In the quarter, Mechanicsburg, Pa.-based Select Medical posted a 19% increase in income from operations to $101.1 million from $85 million in the year-earlier quarter.
Revenue in the second quarter spiked 24% over the prior year to $1.1 billion from $887.1 million. Both earnings and revenue were boosted by acquisitions, most notably Concentra last summer and Physiotherapy Associates in January.
Select Medical absorbed a 1% decline in revenue in its specialty hospital division as the company continues a transition at its 105 long-term acute-care hospitals to take sicker patients under Medicare's new reimbursement rules.
During an earnings call with analysts Friday, CEO Bob Ortenzio said 72 of those hospitals are only taking the most-acute or “criteria” patients under the new rules. The transition is resulting in higher revenue per admission, he said. But Select Medical is still working with tertiary hospitals in its markets to ensure they are getting the right patients for long-term, acute care, he said.
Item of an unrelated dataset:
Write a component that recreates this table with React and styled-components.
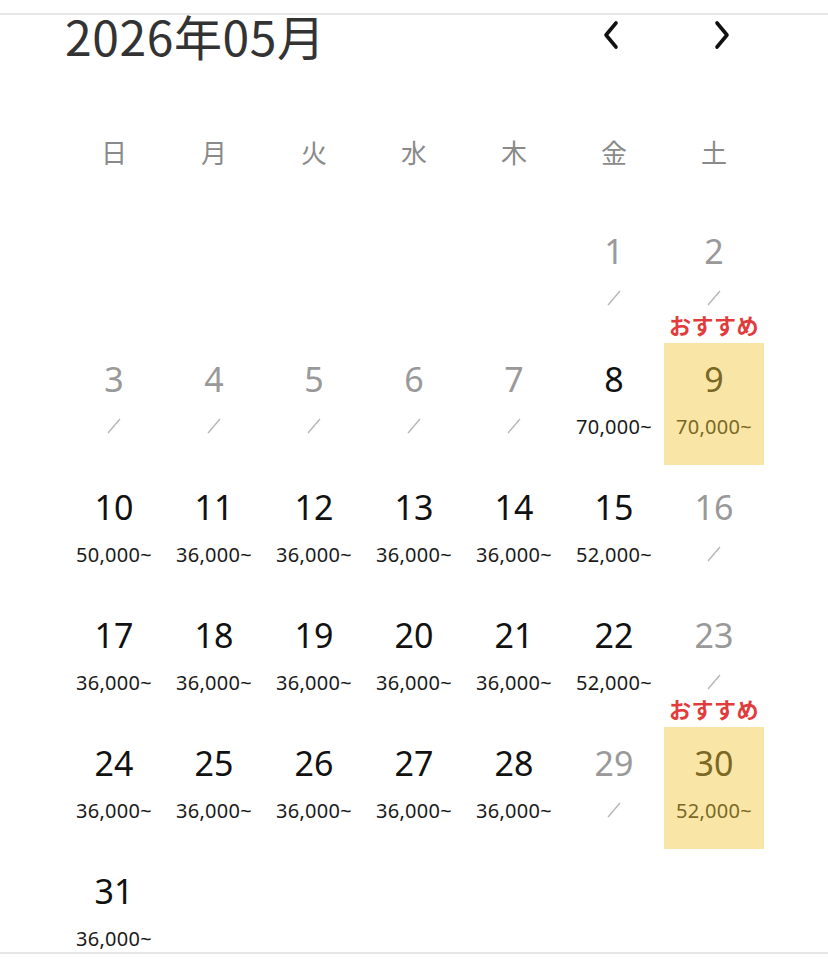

The 105 hospitals is five fewer than a year ago as the company has closed a handful. As of June 30, Select Medical had 18 rehabilitation hospitals, one more than a year ago.
The changes in the division have dented earnings. Adjusted EBITDA in the second quarter fell about 10% in the second quarter to $82.7 million from $91.5 million in the year-earlier quarter. The adjusted EBITDA margin in the second quarter dipped to 14.1% from 15.4%.
Select Medical's performance in outpatient rehabilitation was a different story. With 1,600 clinics today compared to 1,028 a year ago, the company logged 2.1 million outpatient rehab visits in the second quarter vs. 1.3 million in the year-earlier period.
That resulted in revenue jumping 24% to $207.8 million and a 33% increase in adjusted EBITDA to $38.1 million from $28.7 in the year-ago period.
Concentra, which Select Medical bought last year for $1 billion with private-equity group Welsh, Carson, Anderson & Stowe, contributed adjusted EBITDA in the quarter of $43 million vs. $11.2 million in the year-earlier period.